Who's Afraid of Virginia Woolf? (Mike Nichols, 1966)
Mike Nichols' first film happened to be very popular at the time it came out. The plot of Who's Afraid of Virginia Woolf? is about a couple in their 40s (Elizabeth talyor & Richard Burton) receving a younger couple at their home in the night. The older couple is always arguying and bitter against each other. They never had a child, the spouse is always critisizing the career of her husband (a professor who wants to become the head of the History department). He himself is very bitter and negative about life in general and he thinks he can give a lesson to the younger couple about relationships since his marriage is falling apart. The more the story goes ahead the meaner they go to each other and we the viewers are like the young couple that follows them into their madness. We could leave but we want to know want happens to them, we get involved in their hysterical relationship.

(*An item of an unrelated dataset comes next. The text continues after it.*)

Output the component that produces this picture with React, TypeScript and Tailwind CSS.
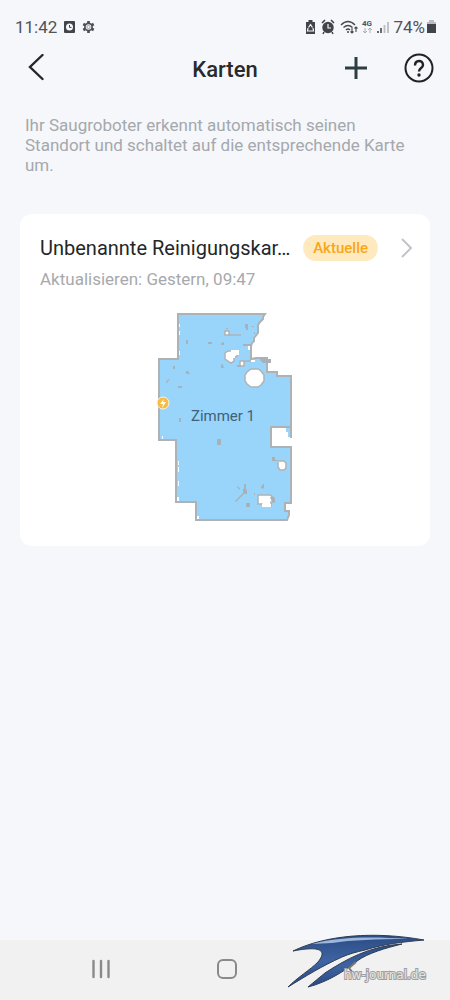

The popularity of the film maybe explained in the first place, by the presence of the couple Taylor-Burton that made so many times the top of the tabloids of the time. They were married two times together and their relationship was very tormented so has their characters in this film. Their performances are amazing and especially Taylor with her manic/depressive interpretation of Martha.
On the directing side the use of black and white tend to detach the viewer from the gravity and the weight of the situations and the languages used in the film. The camera is well used from panoramic takes to close-ups to destabilize the spectator and to keep him aware of the many dialogues that carry the action. One of the best scene in the film is when Burton points a hunting gun on the head of taylor and we feel the tension and we know he's going to shoot so does George (the husband of the younger couple).
Who's Afraid of Viginia Woolf? is a good film but all its action and tension is related to the dialogues and the characters. It's mostly a film of actor performances. Indeed, it's great performances but I think it's not enough to categorize it as a great film.